The Loch Lomond Rescue Boat
The Loch Lomond Rescue Boat

A lifesaving team at a famous beauty spot is planning to move base because rescues are being delayed by traffic.

Congestion on the A82 – the only route for many volunteers on the Loch Lomond Rescue Boat – is holding up volunteers trying to get to the current boat shed at Luss by up to 45 minutes at peak times.

Treasurer James Macrae says a move is needed urgently: “The boat started in 1977. That was 44 years ago and at that time the traffic on the road was probably about 20% of what it is now. We are having, on frequent occasions, major delays in the crew getting to our base. Nearly all of them live or work in the Vale of Leven and have to travel on the A82 to get to Luss. There is no other way.

“The crew being delayed can be a matter of life and death – in the lifeboat world, time is of the essence. At busy times the road can be almost impossible – and if there is an accident, the road can be totally closed. It is unavoidable that the majority of call-outs coincide with the busiest road conditions of the year – typically summer weekends in good weather.

“Our rescue boat responds to between 70 and 80 shouts a year. The record is, I think, six in a single day. Loch Lomond is the biggest stretch of fresh water in mainland Britain – it is vast, and a rather inconvenient shape, being about 23 miles long.

“On a nice day there are literally hundreds of craft out on the loch – jet-skis, canoes, powerboats, sailing boats etc – besides visitors on the shores, swimmers, paddlers and walkers on the West Highland Way. In total, a large number of people with the possibility of getting in danger.

“We have a fast and well-equipped boat and a skilled crew who are called out on a pager system, but every year the loch tends to get busier, and that inevitably means more A82 traffic, and more time taken to reach the boat-shed.

“We need to find a suitable site at Balloch, and build a new boat-shed, which is more accessible, as the traffic is worsening year by year. Over the past summer, the crew piloted the idea by temporarily siting the boat at the National Park pontoons in Balloch, and response times were sometimes as little as three or four minutes for the first crew to arrive, compared with up to 45 minutes or more to Luss.”
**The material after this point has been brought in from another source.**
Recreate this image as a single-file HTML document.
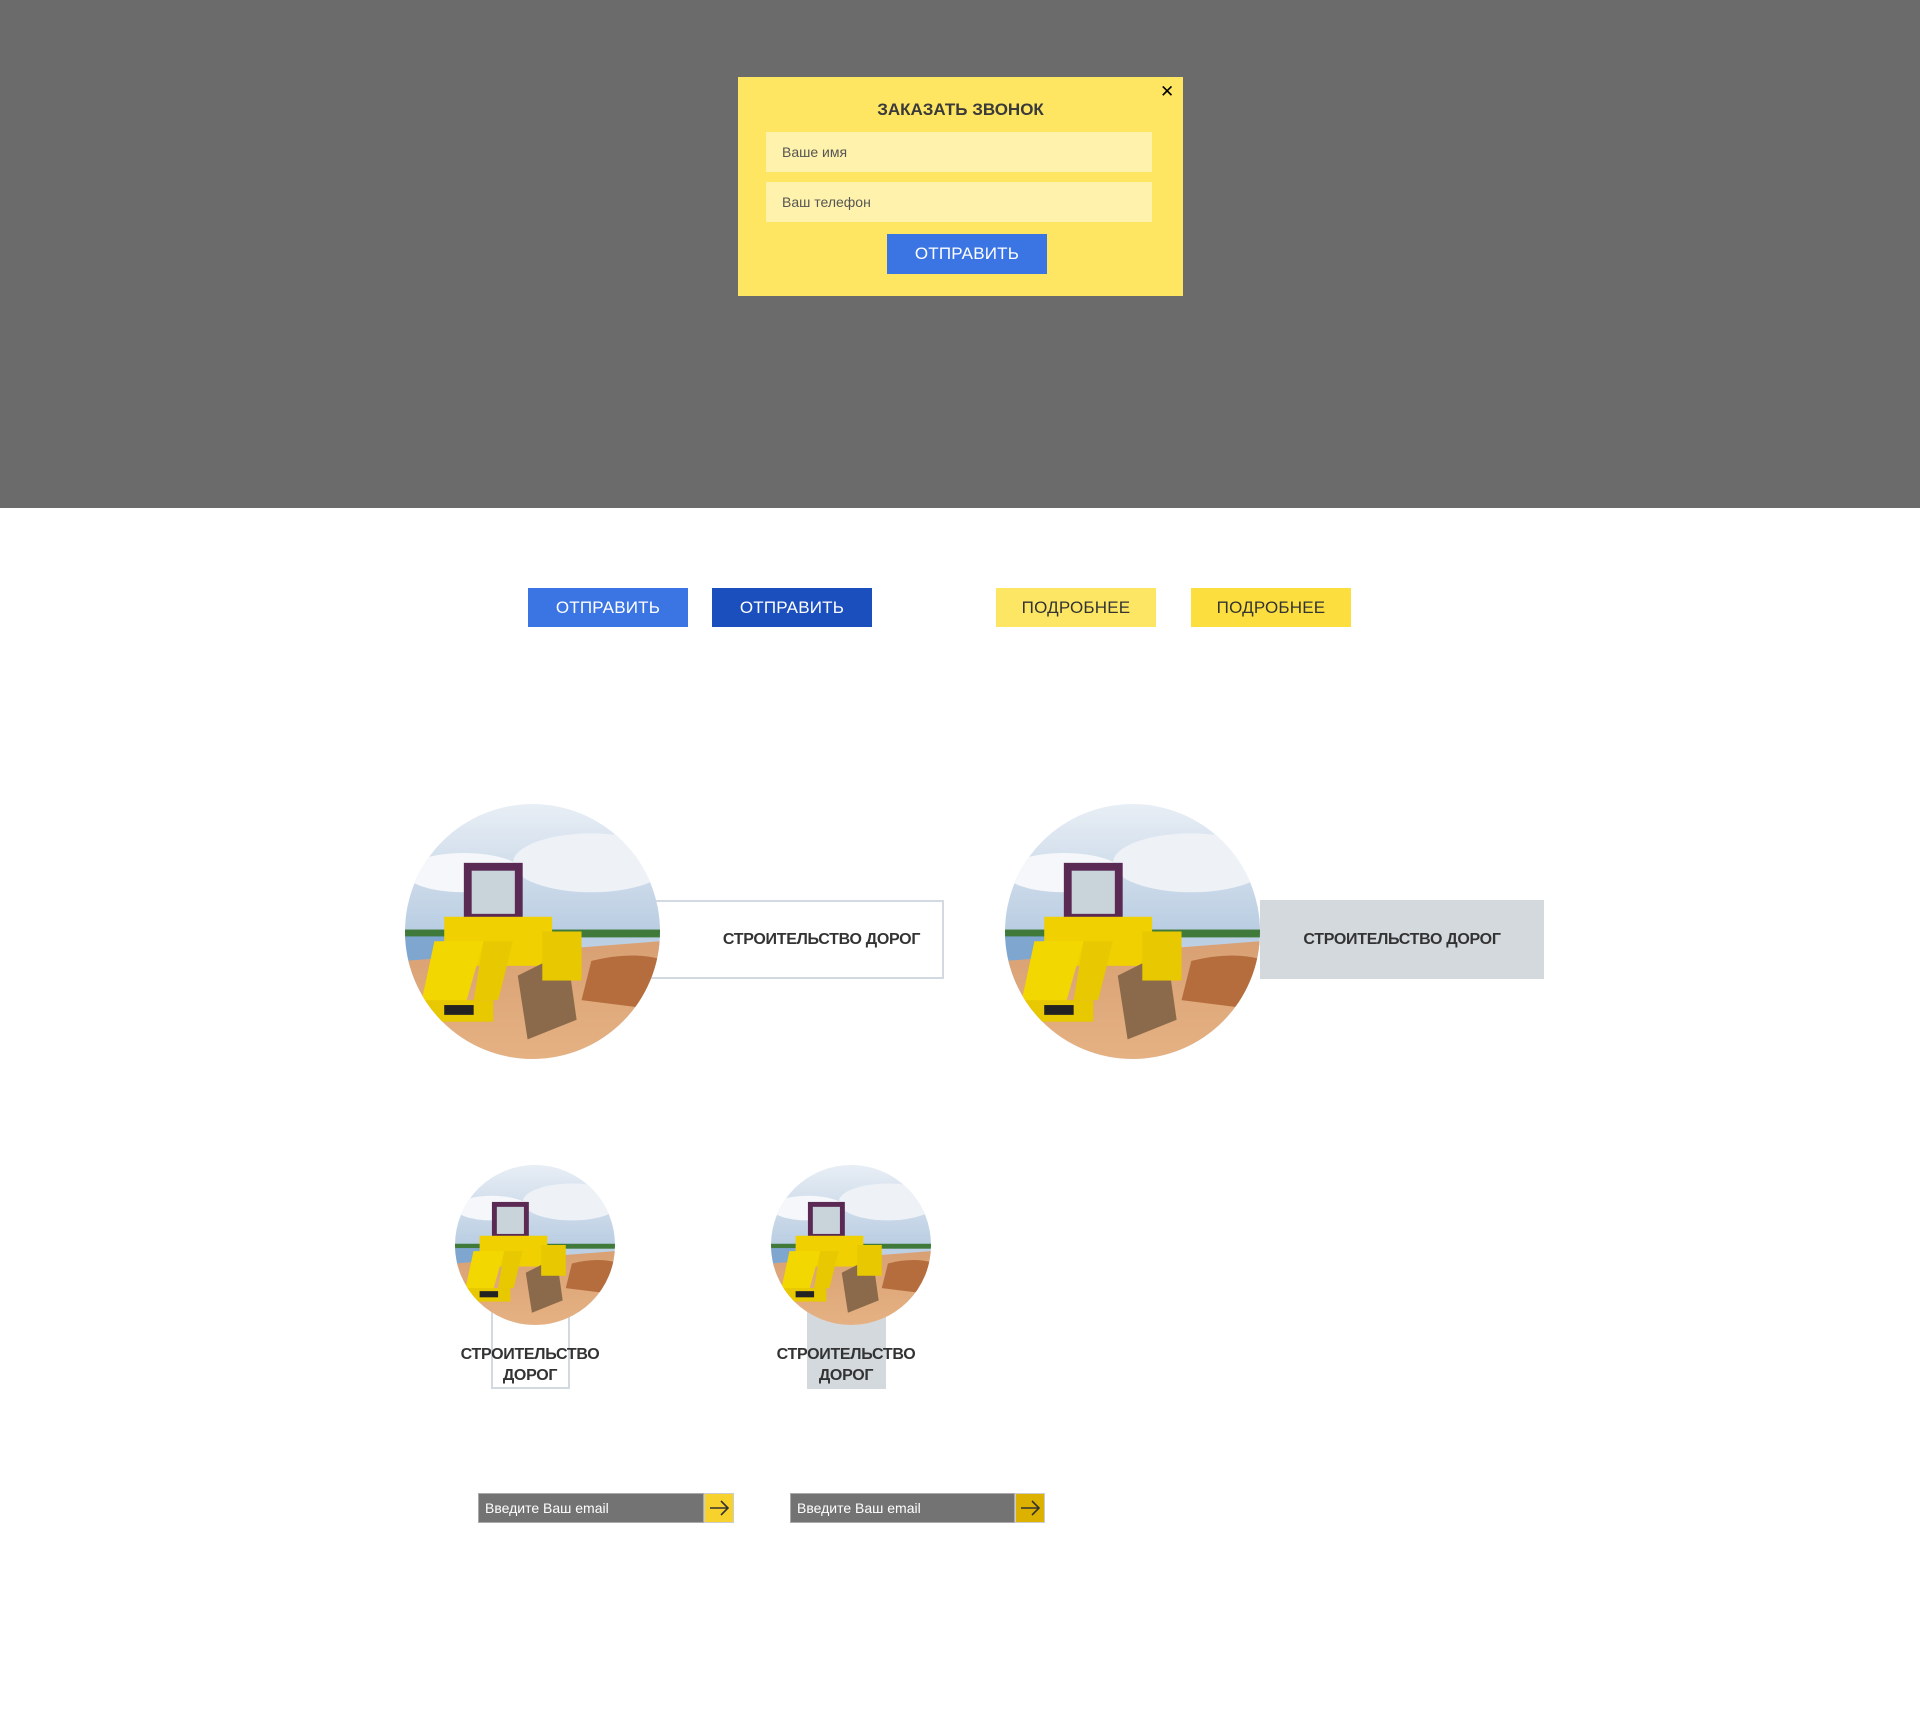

The lifeboat is currently located at Luss. But the volunteers mainly live near Balloch and must travel along the busy A82 – which is often jammed with traffic – to answer an emergency call. The plan is to move the lifeboat to Balloch and cut the response time.

Hours on the road

Coxswain Ronnie Britton, who has volunteered with the Rescue Boat for almost 20 years, says being on the crew is emotionally hard and can be physically demanding. Delays on the road to Luss make it even tougher.

“Obviously the sooner we can get out on the boat the better, but it can take a time because the crew are stuck in traffic. I remember once there was a road accident on the A82 and it took two hours for us to respond to a 999 call.

“Working on the boat is a big part of our lives. A typical shout takes two hours. If it’s peak season and roads are busy, we can literally get home and the pager goes off again.

“Luss is midpoint on the loch but it would take 10 minutes to get there from Balloch by boat, compared to potentially hours on the road.”

Macrae added: “Relocation is vital, and we will need several hundred thousand pounds to achieve it.”

After four drownings on Loch Lomond in July – one of the loch’s blackest months – Macrae said the lifeboat service, which is almost entirely funded by donations, is crucial during the busy warmer months.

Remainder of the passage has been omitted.